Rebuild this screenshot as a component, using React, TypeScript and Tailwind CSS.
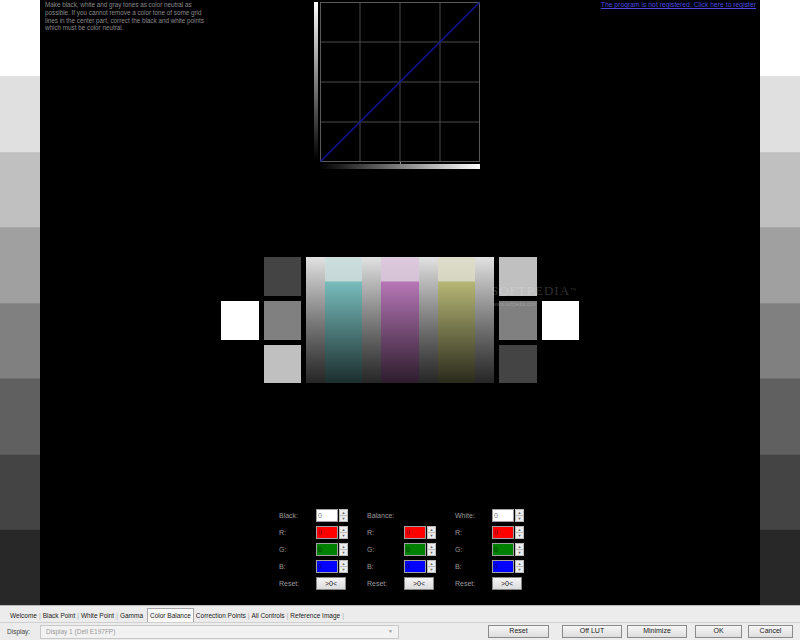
import React from "react";

const FONT = { fontFamily: '"Liberation Sans", Arial, sans-serif' };

const bars = ["#ffffff", "#e0e0e0", "#c0c0c0", "#a0a0a0", "#808080", "#606060", "#444444", "#282828"];

function SideBars() {
  return (
    <div className="flex w-[40px] flex-col">
      {bars.map((c, i) => (
        <div
          key={i}
          className={i === 0 ? "h-[76px]" : "h-[75.6px] border-t border-white/10"}
          style={{ backgroundColor: c }}
        />
      ))}
    </div>
  );
}

function CurveChart() {
  return (
    <svg width="180" height="172" viewBox="0 0 180 172" className="block">
      <defs>
        <linearGradient id="vbar" x1="0" y1="0" x2="0" y2="1">
          <stop offset="0" stopColor="#ffffff" />
          <stop offset="1" stopColor="#000000" />
        </linearGradient>
        <linearGradient id="hbar" x1="0" y1="0" x2="1" y2="0">
          <stop offset="0" stopColor="#000000" />
          <stop offset="1" stopColor="#ffffff" />
        </linearGradient>
      </defs>
      <rect x="4" y="2" width="4" height="158" fill="url(#vbar)" />
      <rect x="10" y="164" width="160" height="5" fill="url(#hbar)" />
      <rect x="90" y="162" width="1" height="2" fill="#888" />
      {[50, 90, 130].map((x) => (
        <line key={"v" + x} x1={x} y1="2" x2={x} y2="162" stroke="#4a4a4a" strokeWidth="1" />
      ))}
      {[42, 82, 122].map((y) => (
        <line key={"h" + y} x1="10" y1={y} x2="170" y2={y} stroke="#4a4a4a" strokeWidth="1" />
      ))}
      <rect x="10.5" y="2.5" width="159" height="159" fill="none" stroke="#5a5a5a" strokeWidth="1" />
      <line x1="10.5" y1="161.5" x2="169.5" y2="2.5" stroke="#14149a" strokeWidth="1.5" />
    </svg>
  );
}

function Stripe({ top, from, to }: { top: string; from: string; to: string }) {
  return (
    <div
      className="h-full"
      style={{
        background: `linear-gradient(to bottom, ${top} 0px, ${top} 24px, ${from} 25px, ${to} 100%)`,
      }}
    />
  );
}

function Pattern() {
  return (
    <div className="flex items-center justify-center gap-[5px]">
      <div className="h-[39px] w-[38px] bg-white" />
      <div className="flex w-[37px] flex-col gap-[5px]">
        <div className="h-[39px] bg-[#444444]" />
        <div className="h-[39px] bg-[#808080]" />
        <div className="h-[38px] bg-[#c0c0c0]" />
      </div>
      <div className="relative h-[126px] w-[188px] bg-gradient-to-b from-[#e2e2e2] to-[#262626]">
        <div className="grid h-full grid-cols-[19px_37px_19px_38px_19px_37px_19px]">
          <div />
          <Stripe top="rgba(200,222,222,0.8)" from="#78bcbc" to="#1c2e2e" />
          <div />
          <Stripe top="rgba(220,196,220,0.8)" from="#b676b6" to="#2c1c2c" />
          <div />
          <Stripe top="rgba(220,220,196,0.8)" from="#b6b676" to="#2a2a1c" />
          <div />
        </div>
        <div className="absolute left-[185px] top-[24px] whitespace-nowrap text-[13px] tracking-[1px] text-white/20" style={{ fontFamily: '"Liberation Serif", serif' }}>
          SOFTPEDIA<sup className="text-[6px]">™</sup>
        </div>
        <div className="absolute left-[187px] top-[44px] whitespace-nowrap text-[5px] text-white/25" style={FONT}>
          www.softpedia.com
        </div>
      </div>
      <div className="flex w-[38px] flex-col gap-[5px]">
        <div className="h-[39px] bg-[#c0c0c0]" />
        <div className="h-[39px] bg-[#808080]" />
        <div className="h-[38px] bg-[#444444]" />
      </div>
      <div className="h-[39px] w-[37px] bg-white" />
    </div>
  );
}

function Spin({ fill, ink }: { fill: string; ink: string }) {
  return (
    <div className="flex h-[13px] w-[32px]">
      <div
        className="flex h-full w-[22px] items-center border border-[#a0a0a0] pl-[1px] text-[7px] leading-none"
        style={{ backgroundColor: fill, color: ink }}
      >
        0
      </div>
      <div className="ml-[1px] flex w-[9px] flex-col border border-[#bbb] bg-[#ececec]">
        <div className="flex flex-1 items-center justify-center border-b border-[#bbb] text-[4px] leading-none text-[#666]">▲</div>
        <div className="flex flex-1 items-center justify-center text-[4px] leading-none text-[#666]">▼</div>
      </div>
    </div>
  );
}

function ResetBtn() {
  return (
    <div className="flex h-[13px] w-[30px] items-center justify-center border border-[#888] bg-gradient-to-b from-[#f4f4f4] to-[#dcdcdc] text-[7px] leading-none text-[#222]">
      &gt;0&lt;
    </div>
  );
}

function ControlColumn({ title, hasTop }: { title: string; hasTop: boolean }) {
  const rows: [string, React.ReactNode][] = [
    [title, hasTop ? <Spin fill="#ffffff" ink="#777" /> : <div className="h-[13px]" />],
    ["R:", <Spin fill="#ff0000" ink="#700000" />],
    ["G:", <Spin fill="#008000" ink="#003000" />],
    ["B:", <Spin fill="#0000ff" ink="#000070" />],
    ["Reset:", <ResetBtn />],
  ];
  return (
    <div className="flex w-[88px] flex-col gap-[4px]">
      {rows.map(([label, ctrl], i) => (
        <div key={i} className="flex items-center">
          <div className="w-[37px] text-[7px] leading-none text-[#9a9a9a]">{label}</div>
          {ctrl}
        </div>
      ))}
    </div>
  );
}

const tabs = ["Welcome", "Black Point", "White Point", "Gamma", "Color Balance", "Correction Points", "All Controls", "Reference Image"];

function BottomBar() {
  return (
    <div className="flex h-[35px] flex-col border-t border-[#b8b8b8] bg-[#ececec] text-[6.5px] text-[#222]">
      <div className="flex h-[16px] items-end pl-[8px]">
        {tabs.map((t, i) =>
          t === "Color Balance" ? (
            <div key={t} className="ml-[2px] flex h-[14px] items-center border border-b-0 border-[#a8a8a8] bg-[#fafafa] px-[2px]">
              {t}
            </div>
          ) : (
            <div key={t} className="flex h-[13px] items-center">
              <span className="px-[2px]">{t}</span>
              {tabs[i + 1] !== "Color Balance" && <span className="text-[#aaa]">|</span>}
            </div>
          ),
        )}
      </div>
      <div className="flex flex-1 items-center border-t border-[#d0d0d0] pl-[7px] pr-[7px]">
        <div className="w-[33px] text-[#444]">Display:</div>
        <div className="flex h-[14px] w-[359px] items-center justify-between border border-[#c8c8c8] bg-[#f2f2f2] px-[5px] text-[#999]">
          <span>Display 1 (Dell E197FP)</span>
          <span className="text-[5px] text-[#999]">▼</span>
        </div>
        <div className="ml-auto flex items-center text-[7px]">
          {[
            ["Reset", "w-[61px] mr-[13px]"],
            ["Off LUT", "w-[60px] mr-[5px]"],
            ["Minimize", "w-[60px] mr-[8px]"],
            ["OK", "w-[47px] mr-[6px]"],
            ["Cancel", "w-[45px]"],
          ].map(([b, cls]) => (
            <div
              key={b}
              className={`${cls} flex h-[13px] items-center justify-center border border-[#8a8a8a] bg-gradient-to-b from-[#f6f6f6] to-[#dedede] text-[#222]`}
            >
              {b}
            </div>
          ))}
        </div>
      </div>
    </div>
  );
}

export default function App() {
  return (
    <div className="flex h-[640px] w-[800px] flex-col overflow-hidden bg-black" style={FONT}>
      <div className="flex h-[605px]">
        <SideBars />
        <div className="flex flex-1 flex-col bg-black">
          <div className="grid grid-cols-[1fr_180px_1fr]">
            <div className="pl-[5px] pt-[1px] text-[6.3px] leading-[7.8px] text-[#8a8a8a]">
              Make black, white and gray tones as color neutral as
              <br />
              possible. If you cannot remove a color tone of some grid
              <br />
              lines in the center part, correct the black and white points
              <br />
              which must be color neutral.
            </div>
            <CurveChart />
            <div className="pr-[4px] pt-[1px] text-right text-[6.8px] leading-[8px] text-[#4a4ae0] underline">
              The program is not registered. Click here to register
            </div>
          </div>
          <div className="mt-[85px]">
            <Pattern />
          </div>
          <div className="ml-[239px] mt-[126px] flex">
            <ControlColumn title="Black:" hasTop />
            <ControlColumn title="Balance:" hasTop={false} />
            <ControlColumn title="White:" hasTop />
          </div>
        </div>
        <SideBars />
      </div>
      <BottomBar />
    </div>
  );
}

-.-.-

_Task details:_ Show every line of the listing in which the string "React" can be found.

_Complete answer:_
Rebuild this screenshot as a component, using React, TypeScript and Tailwind CSS.
import React from "react";
  const rows: [string, React.ReactNode][] = [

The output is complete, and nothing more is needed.